Di recente la Corte di Cassazione è tornata ad occuparsi del reato previsto dall’articolo 90 del testo unico delle leggi per la composizione e l’elezione degli organi delle amministrazioni comunali, confermando la condanna di un imputato, reo di aver formato false liste di elettori a favore di un partito politico. I nominativi degli elettori erano infatti riferiti a persone che non avevano manifestato alcuna adesione al partito, oppure si trattava di minorenni, quindi non legittimati al voto, di soggetti invalidi al 100% o addirittura di defunti.

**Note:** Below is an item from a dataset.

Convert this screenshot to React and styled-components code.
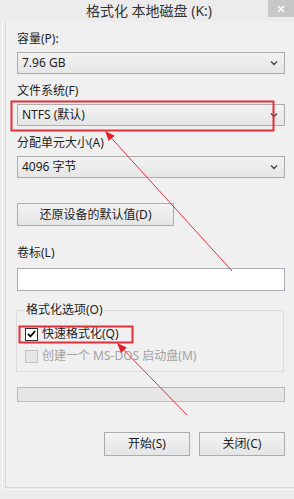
import React from 'react';
import styled, { createGlobalStyle } from 'styled-components';

const GlobalStyle = createGlobalStyle`
  html, body {
    margin: 0;
    padding: 0;
    background: #ececec;
  }
  body {
    font-family: "Noto Sans", "Noto Sans CJK SC", sans-serif;
    font-size: 12px;
    color: #1e1e1e;
  }
`;

const Window = styled.div`
  position: relative;
  width: 294px;
  height: 499px;
  background: #ececec;
  overflow: hidden;
`;

const TitleBar = styled.div`
  display: grid;
  grid-template-columns: 1fr auto 1fr;
  align-items: start;
  height: 22px;
`;

const Title = styled.div`
  grid-column: 2;
  font-size: 14px;
  line-height: 22px;
  color: #333;
  white-space: nowrap;
  padding-left: 4px;
`;

const CloseButton = styled.div`
  grid-column: 3;
  justify-self: end;
  width: 26px;
  height: 17px;
  background: #c7c7c7;
  color: #fff;
  display: flex;
  align-items: center;
  justify-content: center;
`;

const Frame = styled.div`
  margin-left: 2px;
  height: 467px;
  border-left: 1px solid #f8f8f8;
  border-bottom: 1px solid #f8f8f8;
  padding-left: 2px;
`;

const Panel = styled.div`
  height: 465px;
  background: #f0f0f0;
  border-left: 1px solid #d8d8d8;
  border-bottom: 1px solid #d8d8d8;
  padding: 0 9px 0 11px;
  display: flex;
  flex-direction: column;
`;

const Label = styled.div`
  line-height: 16px;
  margin-top: ${(p) => p.$top || 9}px;
  white-space: nowrap;
`;

const Select = styled.div`
  margin-top: 5px;
  height: 22px;
  box-sizing: border-box;
  border: 1px solid #acacac;
  background: linear-gradient(#f2f2f2, #e6e6e6);
  display: flex;
  align-items: center;
  justify-content: space-between;
  padding: 0 6px 0 4px;
  line-height: 16px;
`;

const Button = styled.div`
  width: ${(p) => p.$width}px;
  height: ${(p) => p.$height || 24}px;
  box-sizing: border-box;
  border: 1px solid #acacac;
  background: linear-gradient(#f2f2f2, #e5e5e5);
  display: flex;
  align-items: center;
  justify-content: center;
  line-height: 16px;
  white-space: nowrap;
`;

const ResetRow = styled.div`
  margin-top: 25px;
`;

const TextInput = styled.input`
  margin-top: 7px;
  height: 23px;
  box-sizing: border-box;
  border: 1px solid #abadb3;
  background: #fff;
  outline: none;
  padding: 0 4px;
  font: inherit;
`;

const Group = styled.fieldset`
  margin: 11px 1px 0 -1px;
  padding: 0 0 4px 8px;
  border: 1px solid #dcdcdc;
  min-width: 0;
`;

const Legend = styled.legend`
  padding: 0 1px;
  line-height: 16px;
`;

const CheckRow = styled.div`
  display: flex;
  align-items: center;
  gap: 4px;
  height: 22px;
  margin-top: ${(p) => p.$top || 0}px;
  color: ${(p) => (p.$disabled ? '#a3a3a3' : '#1e1e1e')};
  white-space: nowrap;
  line-height: 16px;
`;

const Box = styled.div`
  width: 13px;
  height: 13px;
  box-sizing: border-box;
  border: 1px solid ${(p) => (p.$disabled ? '#c4c4c4' : '#333')};
  background: ${(p) => (p.$disabled ? '#e6e6e6' : '#fff')};
  display: flex;
  align-items: center;
  justify-content: center;
`;

const Progress = styled.div`
  margin-top: 15px;
  height: 15px;
  box-sizing: border-box;
  border: 1px solid #bcbcbc;
  background: #e6e6e6;
`;

const Actions = styled.div`
  margin-top: 30px;
  display: flex;
  justify-content: flex-end;
  gap: 9px;
`;

const Overlay = styled.svg`
  position: absolute;
  left: 0;
  top: 0;
  pointer-events: none;
`;

function Chevron() {
  return (
    <svg width="8" height="6" viewBox="0 0 8 6">
      <path d="M1 1.5 L4 4.5 L7 1.5" fill="none" stroke="#444" strokeWidth="1.4" />
    </svg>
  );
}

function Combo({ value }) {
  return (
    <Select>
      <span>{value}</span>
      <Chevron />
    </Select>
  );
}

function Arrow({ x1, y1, x2, y2 }) {
  const a = Math.atan2(y2 - y1, x2 - x1);
  const len = 10;
  const w = 4;
  const bx = x2 - len * Math.cos(a);
  const by = y2 - len * Math.sin(a);
  const px = -Math.sin(a) * w;
  const py = Math.cos(a) * w;
  return (
    <g>
      <line x1={x1} y1={y1} x2={bx} y2={by} stroke="#d9363e" strokeWidth="1" />
      <polygon
        points={`${x2},${y2} ${bx + px},${by + py} ${bx - px},${by - py}`}
        fill="#e0202a"
      />
    </g>
  );
}

export default function App() {
  return (
    <>
      <GlobalStyle />
      <Window>
        <TitleBar>
          <Title>格式化 本地磁盘 (K:)</Title>
          <CloseButton>
            <svg width="8" height="8" viewBox="0 0 8 8">
              <path d="M1 1 L7 7 M7 1 L1 7" stroke="#fff" strokeWidth="1.6" />
            </svg>
          </CloseButton>
        </TitleBar>
        <Frame>
          <Panel>
            <Label $top={9}>容量(P):</Label>
            <Combo value="7.96 GB" />
            <Label>文件系统(F)</Label>
            <Combo value="NTFS (默认)" />
            <Label>分配单元大小(A)</Label>
            <Combo value="4096 字节" />
            <ResetRow>
              <Button $width={157} $height={23}>还原设备的默认值(D)</Button>
            </ResetRow>
            <Label $top={19}>卷标(L)</Label>
            <TextInput defaultValue="" />
            <Group>
              <Legend>格式化选项(O)</Legend>
              <CheckRow $top={5}>
                <Box>
                  <svg width="9" height="8" viewBox="0 0 9 8">
                    <path d="M1 4 L3.5 6.5 L8 1" fill="none" stroke="#000" strokeWidth="1.8" />
                  </svg>
                </Box>
                快速格式化(Q)
              </CheckRow>
              <CheckRow $disabled>
                <Box $disabled />
                创建一个 MS-DOS 启动盘(M)
              </CheckRow>
            </Group>
            <Progress />
            <Actions>
              <Button $width={86}>开始(S)</Button>
              <Button $width={86}>关闭(C)</Button>
            </Actions>
          </Panel>
        </Frame>
        <Overlay width="294" height="499" viewBox="0 0 294 499">
          <rect x="11.5" y="101.5" width="262" height="29" fill="none" stroke="#e0303a" strokeWidth="2" />
          <rect x="19.5" y="326.5" width="113" height="16" fill="none" stroke="#e0303a" strokeWidth="2" />
          <Arrow x1={232} y1={271} x2={105} y2={131} />
          <Arrow x1={187} y1={415} x2={117} y2={343} />
        </Overlay>
      </Window>
    </>
  );
}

L’imputato aveva impugnato la sentenza della Corte d’appello di Milano affermano che la presenza di deceduti o invalidi negli elenchi e la richiesta dei certificati non sarebbe prova di una violazione di prescrizioni di legge. Secondo la difesa, infatti, solo la presentazione presso la Commissione elettorale provinciale di una lista con sottoscrizioni non autentiche, rilevate e denunciate dalla stessa Commissione, integra il reato contestato.
La Cassazione ha dichiarato il ricorso inammissibile perché il reato previsto dall’art. 90 può avere ad oggetto qualsiasi documento elettorale. Secondo i giudici della Suprema Corte “la presentazione della lista dei candidati alle elezioni costituisce una fattispecie a formazione progressiva, composta dalla dichiarazione dei presentatori di lista, dell’elenco nominativo dei candidati designati, dalle sottoscrizioni dei presentatori ed infine dall’autenticazione di esse da parte del pubblico ufficiale designato dalla legge”. Dunque ipotesi di falsità possono cadere su qualunque documento che abbia rilievo nelle diverse fasi del procedimento, anche se non ancora presentato agli uffici elettorali. In questo caso la condotta contestata riguardava un documento elettorale, l’elenco dei sottoscrittori della lista elettorale, per i quali era stato richiesto il rilascio dei certificati elettorali. Inoltre la Cassazione ha sottolineato che per integrare il reato non ha rilevanza il fatto che tale documento fosse stato presentato agli uffici elettorali. Per questi motivi la Corte di Cassazione, con la sentenza numero 45961/2017, ha dichiarato ricorso inammissibile il ricorso dell’imputato, ha confermato la pena di un anno e otto mesi di reclusione a lo ha condannato al pagamento delle spese processuali.